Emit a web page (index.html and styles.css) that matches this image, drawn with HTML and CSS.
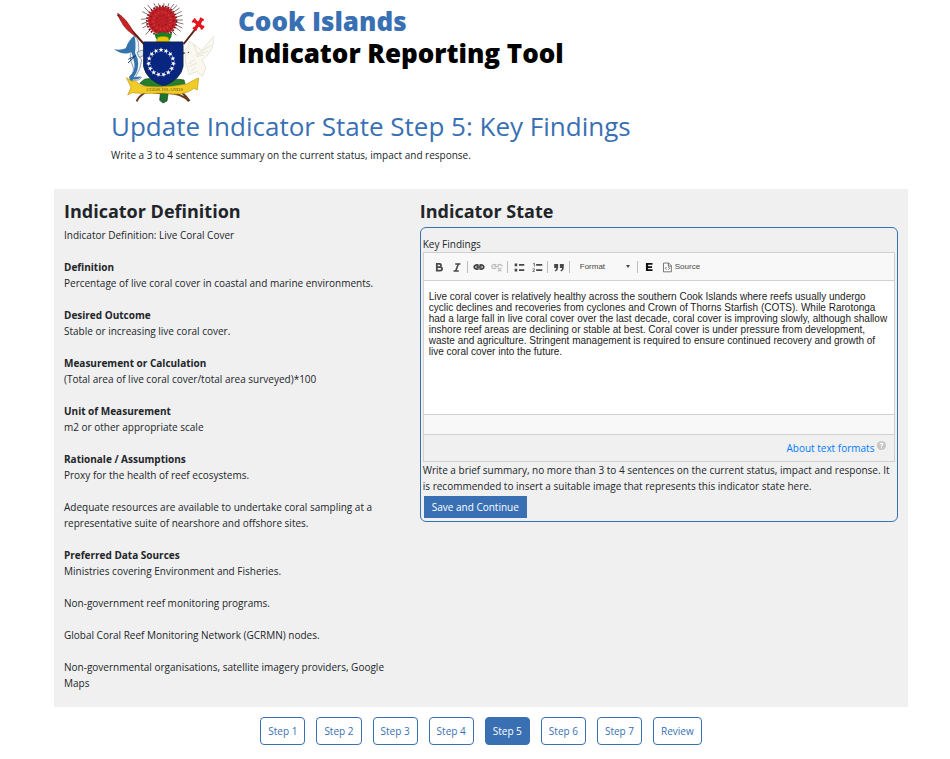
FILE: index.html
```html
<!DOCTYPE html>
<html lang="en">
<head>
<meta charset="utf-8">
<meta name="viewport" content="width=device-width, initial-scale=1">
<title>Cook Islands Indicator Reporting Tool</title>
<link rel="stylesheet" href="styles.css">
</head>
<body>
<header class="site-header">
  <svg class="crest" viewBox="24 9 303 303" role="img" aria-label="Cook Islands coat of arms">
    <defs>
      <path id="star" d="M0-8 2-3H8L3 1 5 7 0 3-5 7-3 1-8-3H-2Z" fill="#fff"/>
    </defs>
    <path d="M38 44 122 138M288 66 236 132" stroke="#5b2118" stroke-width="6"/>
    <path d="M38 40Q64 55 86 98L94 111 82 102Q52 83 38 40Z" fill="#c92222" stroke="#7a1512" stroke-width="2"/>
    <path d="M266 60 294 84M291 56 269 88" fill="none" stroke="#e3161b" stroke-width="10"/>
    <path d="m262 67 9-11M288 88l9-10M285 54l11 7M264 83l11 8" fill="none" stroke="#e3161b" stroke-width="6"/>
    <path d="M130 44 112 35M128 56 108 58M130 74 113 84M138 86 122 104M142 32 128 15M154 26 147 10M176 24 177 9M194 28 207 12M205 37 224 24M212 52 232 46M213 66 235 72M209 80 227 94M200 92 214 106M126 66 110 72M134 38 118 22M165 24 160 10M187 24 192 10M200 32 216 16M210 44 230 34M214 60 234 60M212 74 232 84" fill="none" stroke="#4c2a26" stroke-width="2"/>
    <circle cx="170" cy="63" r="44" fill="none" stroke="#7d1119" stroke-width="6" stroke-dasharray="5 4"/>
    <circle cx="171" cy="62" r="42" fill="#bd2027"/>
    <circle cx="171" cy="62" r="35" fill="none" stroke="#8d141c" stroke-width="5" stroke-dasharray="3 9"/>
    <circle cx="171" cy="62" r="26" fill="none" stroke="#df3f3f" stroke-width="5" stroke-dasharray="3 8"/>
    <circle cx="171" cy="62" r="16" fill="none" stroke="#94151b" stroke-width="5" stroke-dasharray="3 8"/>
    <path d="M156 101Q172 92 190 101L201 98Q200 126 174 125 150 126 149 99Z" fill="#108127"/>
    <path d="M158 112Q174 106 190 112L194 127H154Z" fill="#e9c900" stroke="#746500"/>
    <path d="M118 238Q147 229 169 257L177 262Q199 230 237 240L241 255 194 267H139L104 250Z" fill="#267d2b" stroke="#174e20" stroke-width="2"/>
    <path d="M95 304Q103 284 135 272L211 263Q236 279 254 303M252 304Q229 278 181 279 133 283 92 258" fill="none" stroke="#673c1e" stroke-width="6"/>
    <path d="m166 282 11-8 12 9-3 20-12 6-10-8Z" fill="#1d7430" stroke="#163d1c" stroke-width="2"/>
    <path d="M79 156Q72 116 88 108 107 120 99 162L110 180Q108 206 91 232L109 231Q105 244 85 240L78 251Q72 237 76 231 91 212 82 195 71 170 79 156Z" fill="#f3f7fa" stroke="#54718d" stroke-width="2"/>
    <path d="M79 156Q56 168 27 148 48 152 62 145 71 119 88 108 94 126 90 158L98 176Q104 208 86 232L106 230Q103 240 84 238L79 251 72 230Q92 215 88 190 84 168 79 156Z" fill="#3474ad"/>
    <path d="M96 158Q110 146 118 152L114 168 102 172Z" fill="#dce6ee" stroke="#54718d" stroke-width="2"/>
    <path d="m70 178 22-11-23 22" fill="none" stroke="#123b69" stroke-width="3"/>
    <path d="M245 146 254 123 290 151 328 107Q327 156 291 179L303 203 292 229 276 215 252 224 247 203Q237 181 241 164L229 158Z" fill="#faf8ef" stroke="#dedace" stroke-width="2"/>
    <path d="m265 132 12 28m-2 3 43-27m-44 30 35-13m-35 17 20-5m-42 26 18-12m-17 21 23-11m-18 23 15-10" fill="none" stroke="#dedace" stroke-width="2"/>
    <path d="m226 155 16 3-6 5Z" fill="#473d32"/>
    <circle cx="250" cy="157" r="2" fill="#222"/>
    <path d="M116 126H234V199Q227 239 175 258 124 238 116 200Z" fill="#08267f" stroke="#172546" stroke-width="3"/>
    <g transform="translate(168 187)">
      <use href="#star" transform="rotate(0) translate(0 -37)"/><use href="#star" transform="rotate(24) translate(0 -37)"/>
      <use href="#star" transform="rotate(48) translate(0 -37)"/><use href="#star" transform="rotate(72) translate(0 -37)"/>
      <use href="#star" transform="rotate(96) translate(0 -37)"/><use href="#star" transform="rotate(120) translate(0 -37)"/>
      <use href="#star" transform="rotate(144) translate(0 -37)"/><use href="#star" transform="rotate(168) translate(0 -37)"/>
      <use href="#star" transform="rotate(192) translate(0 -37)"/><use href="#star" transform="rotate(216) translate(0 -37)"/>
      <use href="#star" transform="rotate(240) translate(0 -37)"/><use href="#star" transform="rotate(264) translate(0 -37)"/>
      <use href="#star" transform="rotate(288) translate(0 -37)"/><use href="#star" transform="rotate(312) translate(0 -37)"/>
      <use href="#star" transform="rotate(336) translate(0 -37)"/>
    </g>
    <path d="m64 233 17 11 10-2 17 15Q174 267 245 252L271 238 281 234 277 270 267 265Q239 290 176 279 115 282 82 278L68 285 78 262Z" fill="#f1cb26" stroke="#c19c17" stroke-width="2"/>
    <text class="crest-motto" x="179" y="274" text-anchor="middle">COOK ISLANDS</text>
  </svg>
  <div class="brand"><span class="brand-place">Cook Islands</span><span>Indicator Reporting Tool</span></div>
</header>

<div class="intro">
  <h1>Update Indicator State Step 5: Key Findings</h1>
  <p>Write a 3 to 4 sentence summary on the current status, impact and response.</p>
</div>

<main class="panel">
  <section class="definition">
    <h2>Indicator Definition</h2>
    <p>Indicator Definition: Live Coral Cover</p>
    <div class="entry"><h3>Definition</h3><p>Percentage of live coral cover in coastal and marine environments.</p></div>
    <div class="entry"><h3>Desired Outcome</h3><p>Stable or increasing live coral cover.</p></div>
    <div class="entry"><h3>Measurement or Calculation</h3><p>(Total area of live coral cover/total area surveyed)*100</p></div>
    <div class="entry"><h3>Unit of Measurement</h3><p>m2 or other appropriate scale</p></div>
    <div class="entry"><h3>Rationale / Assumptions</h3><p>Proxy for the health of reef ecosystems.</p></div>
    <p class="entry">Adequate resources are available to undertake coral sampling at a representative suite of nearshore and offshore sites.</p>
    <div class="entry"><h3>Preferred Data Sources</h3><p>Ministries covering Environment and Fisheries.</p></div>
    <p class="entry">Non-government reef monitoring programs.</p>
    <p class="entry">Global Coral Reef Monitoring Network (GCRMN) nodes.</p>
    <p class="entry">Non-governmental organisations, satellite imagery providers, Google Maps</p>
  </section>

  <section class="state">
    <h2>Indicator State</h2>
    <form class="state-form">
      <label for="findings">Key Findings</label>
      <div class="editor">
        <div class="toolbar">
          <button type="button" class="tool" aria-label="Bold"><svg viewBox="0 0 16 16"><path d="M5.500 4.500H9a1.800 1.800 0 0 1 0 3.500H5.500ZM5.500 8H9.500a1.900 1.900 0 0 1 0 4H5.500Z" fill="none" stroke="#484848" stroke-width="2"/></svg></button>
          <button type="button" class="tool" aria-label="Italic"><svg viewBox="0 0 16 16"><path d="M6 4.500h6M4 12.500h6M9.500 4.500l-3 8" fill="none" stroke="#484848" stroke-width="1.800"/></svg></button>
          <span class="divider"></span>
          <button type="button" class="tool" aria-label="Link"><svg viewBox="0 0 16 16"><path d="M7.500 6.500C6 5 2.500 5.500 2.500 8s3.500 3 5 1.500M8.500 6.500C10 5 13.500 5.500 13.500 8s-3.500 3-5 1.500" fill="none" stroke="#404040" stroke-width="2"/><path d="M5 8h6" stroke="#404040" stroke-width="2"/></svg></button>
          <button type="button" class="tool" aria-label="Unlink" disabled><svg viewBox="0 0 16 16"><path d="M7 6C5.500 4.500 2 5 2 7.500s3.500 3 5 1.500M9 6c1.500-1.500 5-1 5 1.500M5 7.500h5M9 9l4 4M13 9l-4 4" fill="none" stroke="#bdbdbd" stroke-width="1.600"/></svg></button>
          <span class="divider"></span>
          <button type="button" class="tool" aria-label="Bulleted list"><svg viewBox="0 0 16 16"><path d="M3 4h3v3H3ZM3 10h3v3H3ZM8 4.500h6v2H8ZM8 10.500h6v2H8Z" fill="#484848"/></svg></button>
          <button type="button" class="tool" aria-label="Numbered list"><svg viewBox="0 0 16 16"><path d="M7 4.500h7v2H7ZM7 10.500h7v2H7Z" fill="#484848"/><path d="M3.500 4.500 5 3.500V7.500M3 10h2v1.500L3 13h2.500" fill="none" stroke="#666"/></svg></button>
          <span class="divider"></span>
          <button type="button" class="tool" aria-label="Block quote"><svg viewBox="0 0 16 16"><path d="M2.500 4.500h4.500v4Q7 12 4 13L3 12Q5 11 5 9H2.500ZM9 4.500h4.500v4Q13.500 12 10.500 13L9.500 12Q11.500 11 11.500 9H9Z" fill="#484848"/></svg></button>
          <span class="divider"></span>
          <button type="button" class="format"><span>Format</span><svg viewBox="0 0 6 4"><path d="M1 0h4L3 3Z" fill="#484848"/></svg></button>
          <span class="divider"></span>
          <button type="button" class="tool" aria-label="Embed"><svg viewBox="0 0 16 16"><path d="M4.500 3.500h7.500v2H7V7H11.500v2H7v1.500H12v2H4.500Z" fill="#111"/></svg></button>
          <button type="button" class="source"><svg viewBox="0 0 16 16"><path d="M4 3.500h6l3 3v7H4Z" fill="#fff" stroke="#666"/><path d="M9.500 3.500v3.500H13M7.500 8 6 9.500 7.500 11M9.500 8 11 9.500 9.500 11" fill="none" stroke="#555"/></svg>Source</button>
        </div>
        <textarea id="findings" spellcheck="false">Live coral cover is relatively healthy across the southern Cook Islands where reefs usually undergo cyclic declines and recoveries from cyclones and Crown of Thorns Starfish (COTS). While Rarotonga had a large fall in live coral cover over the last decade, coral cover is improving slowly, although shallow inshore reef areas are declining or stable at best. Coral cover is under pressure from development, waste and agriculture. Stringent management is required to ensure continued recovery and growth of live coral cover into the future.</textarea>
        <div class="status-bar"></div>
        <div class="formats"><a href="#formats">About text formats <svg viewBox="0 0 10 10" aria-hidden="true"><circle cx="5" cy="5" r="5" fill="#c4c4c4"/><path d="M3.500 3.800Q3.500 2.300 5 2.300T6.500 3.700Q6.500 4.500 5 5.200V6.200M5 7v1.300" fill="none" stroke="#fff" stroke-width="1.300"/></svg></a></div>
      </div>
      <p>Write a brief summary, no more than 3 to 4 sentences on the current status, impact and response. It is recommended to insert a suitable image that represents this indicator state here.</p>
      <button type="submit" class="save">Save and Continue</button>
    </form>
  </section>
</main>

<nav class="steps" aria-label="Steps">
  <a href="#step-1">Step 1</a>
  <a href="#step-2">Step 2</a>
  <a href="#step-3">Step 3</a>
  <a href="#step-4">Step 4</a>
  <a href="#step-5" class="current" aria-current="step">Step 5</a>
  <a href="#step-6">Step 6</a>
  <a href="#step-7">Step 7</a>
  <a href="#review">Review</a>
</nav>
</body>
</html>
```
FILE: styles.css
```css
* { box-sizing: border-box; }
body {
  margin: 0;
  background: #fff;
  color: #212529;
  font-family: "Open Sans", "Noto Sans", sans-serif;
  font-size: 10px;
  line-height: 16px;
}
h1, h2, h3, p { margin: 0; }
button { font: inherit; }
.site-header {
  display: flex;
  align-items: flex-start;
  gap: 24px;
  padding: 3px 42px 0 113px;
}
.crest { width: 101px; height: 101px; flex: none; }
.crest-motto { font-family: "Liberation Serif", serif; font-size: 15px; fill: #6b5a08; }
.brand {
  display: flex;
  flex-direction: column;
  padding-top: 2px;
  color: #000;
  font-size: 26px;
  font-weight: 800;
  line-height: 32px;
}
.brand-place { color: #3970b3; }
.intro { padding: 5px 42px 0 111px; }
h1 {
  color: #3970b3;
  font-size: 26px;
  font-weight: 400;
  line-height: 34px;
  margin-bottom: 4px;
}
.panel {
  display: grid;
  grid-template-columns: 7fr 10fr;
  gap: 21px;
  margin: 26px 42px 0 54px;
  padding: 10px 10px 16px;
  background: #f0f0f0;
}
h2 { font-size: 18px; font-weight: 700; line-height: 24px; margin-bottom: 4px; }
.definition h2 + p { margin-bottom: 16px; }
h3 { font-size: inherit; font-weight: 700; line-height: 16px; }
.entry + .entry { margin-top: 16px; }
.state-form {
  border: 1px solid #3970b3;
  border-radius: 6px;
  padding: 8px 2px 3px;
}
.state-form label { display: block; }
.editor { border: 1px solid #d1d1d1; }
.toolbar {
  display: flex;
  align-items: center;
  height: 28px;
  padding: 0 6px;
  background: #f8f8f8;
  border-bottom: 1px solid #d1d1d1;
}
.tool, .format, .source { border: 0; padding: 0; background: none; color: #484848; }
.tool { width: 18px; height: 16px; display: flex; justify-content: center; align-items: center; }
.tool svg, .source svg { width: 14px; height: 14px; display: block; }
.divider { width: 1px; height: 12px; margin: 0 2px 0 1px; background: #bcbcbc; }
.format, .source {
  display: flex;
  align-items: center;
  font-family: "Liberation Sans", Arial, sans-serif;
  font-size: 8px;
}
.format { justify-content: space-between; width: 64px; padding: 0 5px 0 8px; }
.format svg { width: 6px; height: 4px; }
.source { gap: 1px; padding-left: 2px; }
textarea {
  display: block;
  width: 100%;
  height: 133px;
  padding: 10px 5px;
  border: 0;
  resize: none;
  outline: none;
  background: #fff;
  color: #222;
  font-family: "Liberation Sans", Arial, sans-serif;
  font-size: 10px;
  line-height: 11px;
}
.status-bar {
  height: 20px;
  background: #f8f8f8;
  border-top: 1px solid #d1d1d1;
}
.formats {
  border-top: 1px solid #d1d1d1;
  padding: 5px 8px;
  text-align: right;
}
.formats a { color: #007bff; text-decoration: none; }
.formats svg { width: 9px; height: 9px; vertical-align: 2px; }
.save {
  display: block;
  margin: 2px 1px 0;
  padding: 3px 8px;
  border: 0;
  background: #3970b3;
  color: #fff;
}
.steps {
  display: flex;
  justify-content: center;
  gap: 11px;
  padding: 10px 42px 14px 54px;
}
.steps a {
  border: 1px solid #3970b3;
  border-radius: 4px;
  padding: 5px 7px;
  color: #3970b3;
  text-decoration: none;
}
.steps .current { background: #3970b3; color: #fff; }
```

# # # #

Requirement: Go through the material and copy out every line with "styles" in it.

Exercise response:
Emit a web page (index.html and styles.css) that matches this image, drawn with HTML and CSS.
<link rel="stylesheet" href="styles.css">
FILE: styles.css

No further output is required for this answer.